* Begin *

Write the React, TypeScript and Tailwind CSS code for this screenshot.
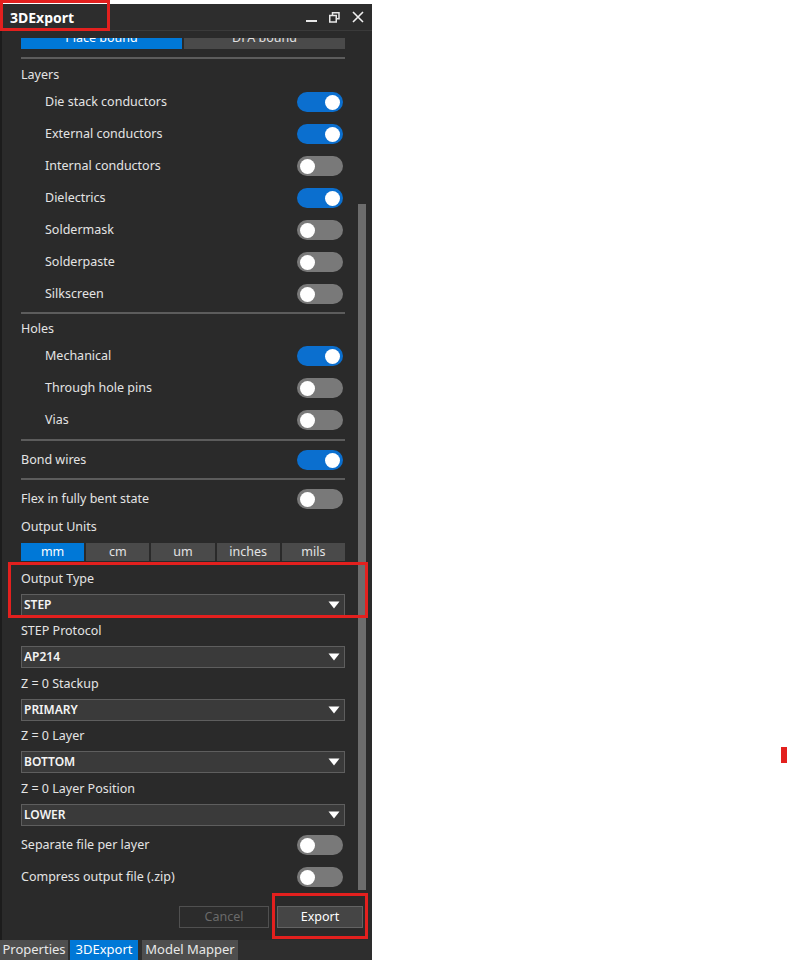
import React from 'react';

const FONT = { fontFamily: '"Noto Sans", "Open Sans", Arial, sans-serif' };

const Toggle: React.FC<{ on?: boolean }> = ({ on }) => (
  <div
    className={`w-[46px] h-[20px] rounded-full flex items-center px-[3px] ${
      on ? 'bg-[#0b6fcf] justify-end' : 'bg-[#797979] justify-start'
    }`}
  >
    <div className="w-[15px] h-[15px] rounded-full bg-white" />
  </div>
);

const ToggleRow: React.FC<{ label: string; on?: boolean; indent?: boolean }> = ({ label, on, indent }) => (
  <div className="h-[32px] flex items-center justify-between pr-[2px]">
    <span className={`${indent ? 'pl-[24px]' : ''} text-[12.5px] text-[#e4e4e4]`}>{label}</span>
    <Toggle on={on} />
  </div>
);

const Label: React.FC<{ text: string; className?: string }> = ({ text, className = '' }) => (
  <div className={`h-[22px] flex items-center text-[12.5px] text-[#e4e4e4] ${className}`}>{text}</div>
);

const Separator: React.FC<{ className?: string }> = ({ className = '' }) => (
  <div className={`h-[2px] bg-[#5c5c5c] ${className}`} />
);

const Dropdown: React.FC<{ label: string; value: string; gap: string }> = ({ label, value, gap }) => (
  <div className={gap}>
    <Label text={label} />
    <div className="mt-[4px] h-[22px] flex items-center justify-between bg-[#3a3a3a] border border-[#5e5e5e] pl-[2px] pr-[4px]">
      <span className="text-[12px] font-semibold text-[#f4f4f4]">{value}</span>
      <svg width="12" height="8" viewBox="0 0 12 8">
        <path d="M0.5 0.5 L11.5 0.5 L6 7.5 Z" fill="#ffffff" />
      </svg>
    </div>
  </div>
);

const units = ['mm', 'cm', 'um', 'inches', 'mils'];

export default function App() {
  return (
    <div className="relative w-[788px] h-[960px] bg-white overflow-hidden" style={FONT}>
      <div className="mt-[4px] w-[372px] h-[956px] flex flex-col bg-[#2a2a2a] border-l-[2px] border-[#1c1c1c]">
        {/* title bar */}
        <div className="h-[27px] flex items-center justify-between bg-[#2d2d2d] border-b border-[#3a3a3a] pl-[8px] pr-[8px]">
          <span className="text-[14px] font-bold text-white">3DExport</span>
          <div className="flex items-center gap-[12px]">
            <svg width="11" height="11" viewBox="0 0 11 11">
              <rect x="0" y="8" width="11" height="2" fill="#e8e8e8" />
            </svg>
            <svg width="11" height="11" viewBox="0 0 11 11" fill="none" stroke="#e8e8e8" strokeWidth="1.5">
              <rect x="3.5" y="0.75" width="6.5" height="6" />
              <rect x="0.75" y="3.5" width="6.5" height="6.5" fill="#2d2d2d" />
            </svg>
            <svg width="12" height="12" viewBox="0 0 12 12" stroke="#f0f0f0" strokeWidth="1.6">
              <path d="M1 1 L11 11 M11 1 L1 11" />
            </svg>
          </div>
        </div>

        {/* scroll area */}
        <div className="h-[862px] flex">
          <div className="flex-1 pt-[7px] pl-[19px] pr-[11px]">
            <div className="h-full overflow-hidden">
              <div className="-mt-[11px] h-[22px] flex gap-[2px]">
                <div className="flex-1 flex items-center justify-center bg-[#0078d7] text-[12.5px] text-white">Place bound</div>
                <div className="flex-1 flex items-center justify-center bg-[#4a4a4a] text-[12.5px] text-[#e0e0e0]">DFA bound</div>
              </div>
              <Separator className="mt-[8px]" />
              <Label text="Layers" className="mt-[5px] h-[21px]" />
              <ToggleRow indent label="Die stack conductors" on />
              <ToggleRow indent label="External conductors" on />
              <ToggleRow indent label="Internal conductors" />
              <ToggleRow indent label="Dielectrics" on />
              <ToggleRow indent label="Soldermask" />
              <ToggleRow indent label="Solderpaste" />
              <ToggleRow indent label="Silkscreen" />
              <Separator className="mt-[2px]" />
              <Label text="Holes" className="mt-[4px]" />
              <ToggleRow indent label="Mechanical" on />
              <ToggleRow indent label="Through hole pins" />
              <ToggleRow indent label="Vias" />
              <Separator className="mt-[3px]" />
              <div className="mt-[3px]">
                <ToggleRow label="Bond wires" on />
              </div>
              <Separator className="mt-[2px]" />
              <div className="mt-[3px]">
                <ToggleRow label="Flex in fully bent state" />
              </div>
              <Label text="Output Units" className="mt-[1px]" />
              <div className="mt-[5px] h-[18px] flex gap-[2px]">
                {units.map((u, i) => (
                  <div
                    key={u}
                    className={`flex-1 flex items-center justify-center text-[12.5px] ${
                      i === 0 ? 'bg-[#0078d7] text-white' : 'bg-[#4a4a4a] text-[#e4e4e4]'
                    }`}
                  >
                    {u}
                  </div>
                ))}
              </div>
              <Dropdown label="Output Type" value="STEP" gap="mt-[7px]" />
              <Dropdown label="STEP Protocol" value="AP214" gap="mt-[4px]" />
              <Dropdown label="Z = 0 Stackup" value="PRIMARY" gap="mt-[5px]" />
              <Dropdown label="Z = 0 Layer" value="BOTTOM" gap="mt-[4px]" />
              <Dropdown label="Z = 0 Layer Position" value="LOWER" gap="mt-[5px]" />
              <div className="mt-[3px]">
                <ToggleRow label="Separate file per layer" />
                <ToggleRow label="Compress output file (.zip)" />
              </div>
            </div>
          </div>
          {/* scrollbar */}
          <div className="w-[16px] pl-[2px]">
            <div className="mt-[173px] w-[8px] h-[686px] bg-[#6c6c6c]" />
          </div>
        </div>

        {/* buttons */}
        <div className="h-[47px] flex items-start justify-end gap-[8px] pt-[13px] pr-[9px]">
          <div className="w-[90px] h-[22px] flex items-center justify-center border border-[#505050] bg-[#2c2c2c] text-[12.5px] text-[#6a6a6a]">
            Cancel
          </div>
          <div className="w-[86px] h-[22px] flex items-center justify-center border border-[#636363] bg-[#454545] text-[12.5px] text-white">
            Export
          </div>
        </div>

        {/* bottom tabs */}
        <div className="h-[20px] flex gap-[2px] bg-[#2e2e2e] -ml-[2px]">
          <div className="w-[68px] flex items-center justify-center bg-[#4e4e4e] text-[13px] text-[#e8e8e8]">Properties</div>
          <div className="w-[68px] flex items-center justify-center bg-[#0078d7] text-[13px] text-white">3DExport</div>
          <div className="w-[96px] flex items-center justify-center bg-[#4e4e4e] text-[13px] text-[#e8e8e8] ml-[2px]">
            Model Mapper
          </div>
        </div>
      </div>

      {/* annotation marks */}
      <div className="absolute left-0 top-0 w-[110px] h-[31px] border-[3px] border-[#e3201e]" />
      <div className="absolute left-[8px] top-[562px] w-[360px] h-[56px] border-[3px] border-[#e3201e]" />
      <div className="absolute left-[272px] top-[893px] w-[96px] h-[46px] border-[3px] border-[#e3201e]" />
      <div className="absolute left-[781px] top-[747px] w-[6px] h-[16px] bg-[#e3201e]" />
    </div>
  );
}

* End *

* [Work instructions]: Repeat the material verbatim. Do not carry over any picture.

* [Result of the exercise]:
Write the React, TypeScript and Tailwind CSS code for this screenshot.
import React from 'react';

const FONT = { fontFamily: '"Noto Sans", "Open Sans", Arial, sans-serif' };

const Toggle: React.FC<{ on?: boolean }> = ({ on }) => (
  <div
    className={`w-[46px] h-[20px] rounded-full flex items-center px-[3px] ${
      on ? 'bg-[#0b6fcf] justify-end' : 'bg-[#797979] justify-start'
    }`}
  >
    <div className="w-[15px] h-[15px] rounded-full bg-white" />
  </div>
);

const ToggleRow: React.FC<{ label: string; on?: boolean; indent?: boolean }> = ({ label, on, indent }) => (
  <div className="h-[32px] flex items-center justify-between pr-[2px]">
    <span className={`${indent ? 'pl-[24px]' : ''} text-[12.5px] text-[#e4e4e4]`}>{label}</span>
    <Toggle on={on} />
  </div>
);

const Label: React.FC<{ text: string; className?: string }> = ({ text, className = '' }) => (
  <div className={`h-[22px] flex items-center text-[12.5px] text-[#e4e4e4] ${className}`}>{text}</div>
);

const Separator: React.FC<{ className?: string }> = ({ className = '' }) => (
  <div className={`h-[2px] bg-[#5c5c5c] ${className}`} />
);

const Dropdown: React.FC<{ label: string; value: string; gap: string }> = ({ label, value, gap }) => (
  <div className={gap}>
    <Label text={label} />
    <div className="mt-[4px] h-[22px] flex items-center justify-between bg-[#3a3a3a] border border-[#5e5e5e] pl-[2px] pr-[4px]">
      <span className="text-[12px] font-semibold text-[#f4f4f4]">{value}</span>
      <svg width="12" height="8" viewBox="0 0 12 8">
        <path d="M0.5 0.5 L11.5 0.5 L6 7.5 Z" fill="#ffffff" />
      </svg>
    </div>
  </div>
);

const units = ['mm', 'cm', 'um', 'inches', 'mils'];

export default function App() {
  return (
    <div className="relative w-[788px] h-[960px] bg-white overflow-hidden" style={FONT}>
      <div className="mt-[4px] w-[372px] h-[956px] flex flex-col bg-[#2a2a2a] border-l-[2px] border-[#1c1c1c]">
        {/* title bar */}
        <div className="h-[27px] flex items-center justify-between bg-[#2d2d2d] border-b border-[#3a3a3a] pl-[8px] pr-[8px]">
          <span className="text-[14px] font-bold text-white">3DExport</span>
          <div className="flex items-center gap-[12px]">
            <svg width="11" height="11" viewBox="0 0 11 11">
              <rect x="0" y="8" width="11" height="2" fill="#e8e8e8" />
            </svg>
            <svg width="11" height="11" viewBox="0 0 11 11" fill="none" stroke="#e8e8e8" strokeWidth="1.5">
              <rect x="3.5" y="0.75" width="6.5" height="6" />
              <rect x="0.75" y="3.5" width="6.5" height="6.5" fill="#2d2d2d" />
            </svg>
            <svg width="12" height="12" viewBox="0 0 12 12" stroke="#f0f0f0" strokeWidth="1.6">
              <path d="M1 1 L11 11 M11 1 L1 11" />
            </svg>
          </div>
        </div>

        {/* scroll area */}
        <div className="h-[862px] flex">
          <div className="flex-1 pt-[7px] pl-[19px] pr-[11px]">
            <div className="h-full overflow-hidden">
              <div className="-mt-[11px] h-[22px] flex gap-[2px]">
                <div className="flex-1 flex items-center justify-center bg-[#0078d7] text-[12.5px] text-white">Place bound</div>
                <div className="flex-1 flex items-center justify-center bg-[#4a4a4a] text-[12.5px] text-[#e0e0e0]">DFA bound</div>
              </div>
              <Separator className="mt-[8px]" />
              <Label text="Layers" className="mt-[5px] h-[21px]" />
              <ToggleRow indent label="Die stack conductors" on />
              <ToggleRow indent label="External conductors" on />
              <ToggleRow indent label="Internal conductors" />
              <ToggleRow indent label="Dielectrics" on />
              <ToggleRow indent label="Soldermask" />
              <ToggleRow indent label="Solderpaste" />
              <ToggleRow indent label="Silkscreen" />
              <Separator className="mt-[2px]" />
              <Label text="Holes" className="mt-[4px]" />
              <ToggleRow indent label="Mechanical" on />
              <ToggleRow indent label="Through hole pins" />
              <ToggleRow indent label="Vias" />
              <Separator className="mt-[3px]" />
              <div className="mt-[3px]">
                <ToggleRow label="Bond wires" on />
              </div>
              <Separator className="mt-[2px]" />
              <div className="mt-[3px]">
                <ToggleRow label="Flex in fully bent state" />
              </div>
              <Label text="Output Units" className="mt-[1px]" />
              <div className="mt-[5px] h-[18px] flex gap-[2px]">
                {units.map((u, i) => (
                  <div
                    key={u}
                    className={`flex-1 flex items-center justify-center text-[12.5px] ${
                      i === 0 ? 'bg-[#0078d7] text-white' : 'bg-[#4a4a4a] text-[#e4e4e4]'
                    }`}
                  >
                    {u}
                  </div>
                ))}
              </div>
              <Dropdown label="Output Type" value="STEP" gap="mt-[7px]" />
              <Dropdown label="STEP Protocol" value="AP214" gap="mt-[4px]" />
              <Dropdown label="Z = 0 Stackup" value="PRIMARY" gap="mt-[5px]" />
              <Dropdown label="Z = 0 Layer" value="BOTTOM" gap="mt-[4px]" />
              <Dropdown label="Z = 0 Layer Position" value="LOWER" gap="mt-[5px]" />
              <div className="mt-[3px]">
                <ToggleRow label="Separate file per layer" />
                <ToggleRow label="Compress output file (.zip)" />
              </div>
            </div>
          </div>
          {/* scrollbar */}
          <div className="w-[16px] pl-[2px]">
            <div className="mt-[173px] w-[8px] h-[686px] bg-[#6c6c6c]" />
          </div>
        </div>

        {/* buttons */}
        <div className="h-[47px] flex items-start justify-end gap-[8px] pt-[13px] pr-[9px]">
          <div className="w-[90px] h-[22px] flex items-center justify-center border border-[#505050] bg-[#2c2c2c] text-[12.5px] text-[#6a6a6a]">
            Cancel
          </div>
          <div className="w-[86px] h-[22px] flex items-center justify-center border border-[#636363] bg-[#454545] text-[12.5px] text-white">
            Export
          </div>
        </div>

        {/* bottom tabs */}
        <div className="h-[20px] flex gap-[2px] bg-[#2e2e2e] -ml-[2px]">
          <div className="w-[68px] flex items-center justify-center bg-[#4e4e4e] text-[13px] text-[#e8e8e8]">Properties</div>
          <div className="w-[68px] flex items-center justify-center bg-[#0078d7] text-[13px] text-white">3DExport</div>
          <div className="w-[96px] flex items-center justify-center bg-[#4e4e4e] text-[13px] text-[#e8e8e8] ml-[2px]">
            Model Mapper
          </div>
        </div>
      </div>

      {/* annotation marks */}
      <div className="absolute left-0 top-0 w-[110px] h-[31px] border-[3px] border-[#e3201e]" />
      <div className="absolute left-[8px] top-[562px] w-[360px] h-[56px] border-[3px] border-[#e3201e]" />
      <div className="absolute left-[272px] top-[893px] w-[96px] h-[46px] border-[3px] border-[#e3201e]" />
      <div className="absolute left-[781px] top-[747px] w-[6px] h-[16px] bg-[#e3201e]" />
    </div>
  );
}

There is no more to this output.